I do not have any time for fundraising so I will hire a trust fundraiser and leave them to it.
No fundraiser is an island to adapt from John Donne’s 17th century phrase.
Fundraisers of any discipline requires to be plugged into an organisation. To build compelling proposals your trust fundraiser needs to be part of early stage planning about programmes, to hear success stories, to understand the organisation’s developing needs. A trust may want to speak with any senior member of the charity’s staff to hear more about a project (rather than hear via a fundraiser) and often it is often a senior member of staff in whose name applications are sent.
My charity is new with no track record. I need grants to get my first projects off the ground.
You know your project is needed. You know you’re the right person to deliver it. You just need the money to get started.

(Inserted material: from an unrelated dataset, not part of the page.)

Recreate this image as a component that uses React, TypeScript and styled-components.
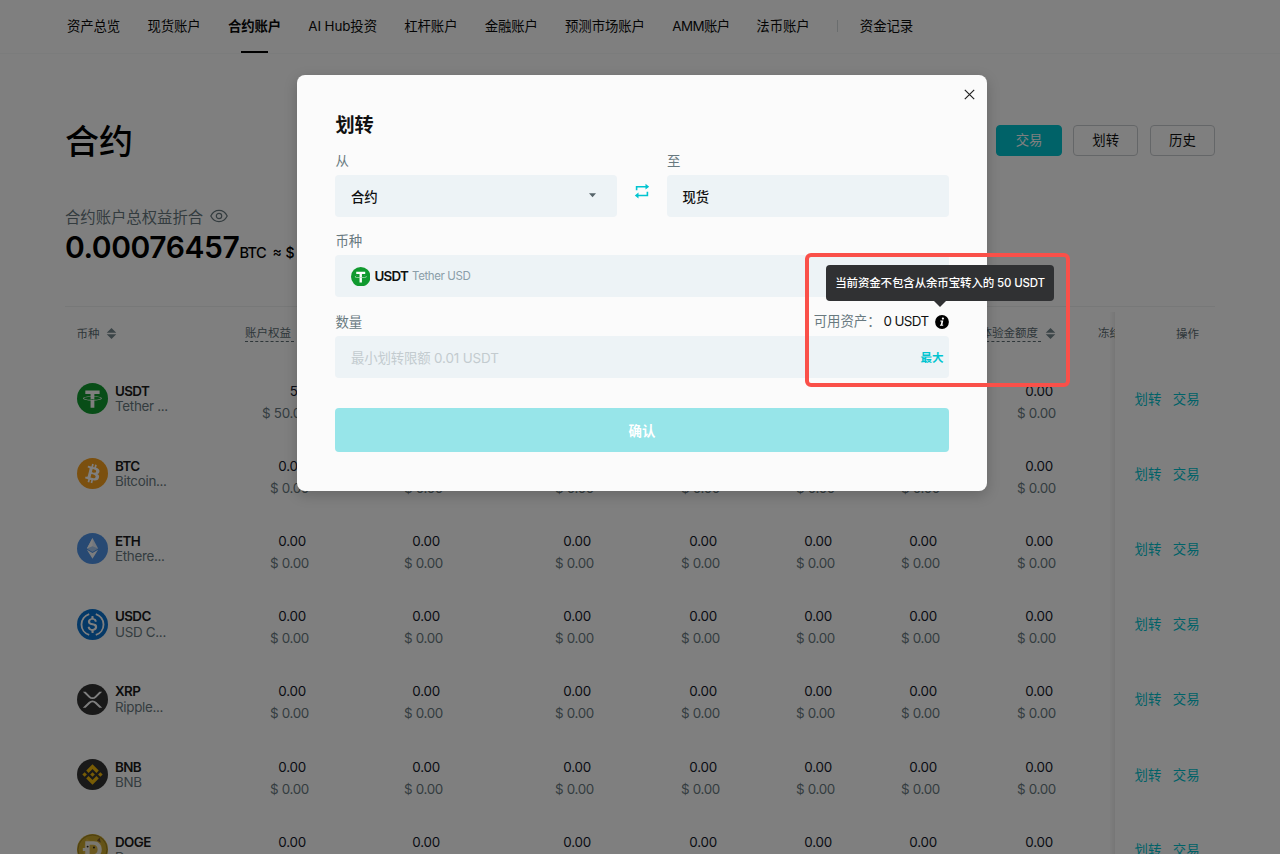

Look at the same situation from a grant funders view:
- You’re not unique in what you do
- You’ve never done it before
- You’ve never stewarded someone else’s funds successfully
Their duty as a registered charity is to carefully steward their money to maximise impact. That is usually safer with an organisation who can demonstrate a track record. After all, start-ups have start-up costs, ideas fail etc.
It isn’t a no, but you will have to work harder to prove your credentials.
I’m not really a “people” person – I’m an introvert. Trust fundraising will be perfect for me, as it’s just writing.
Being a great writer is vital to trust fundraising, but so are relationships. You should be calling every single trust to whom you will apply IF you can find their number. You should be encouraging onsite visits, face to face meetings with trustees of the trust and the senior staff. You should be there, building those relationships.
I run a charity in [insert country] and want to apply directly to UK foundations for grants.
Most UK registered trusts and foundations will only support organisations registered in the UK. It can seem frustrating that a trust is funding your work through a third party, or similar work elsewhere in your country.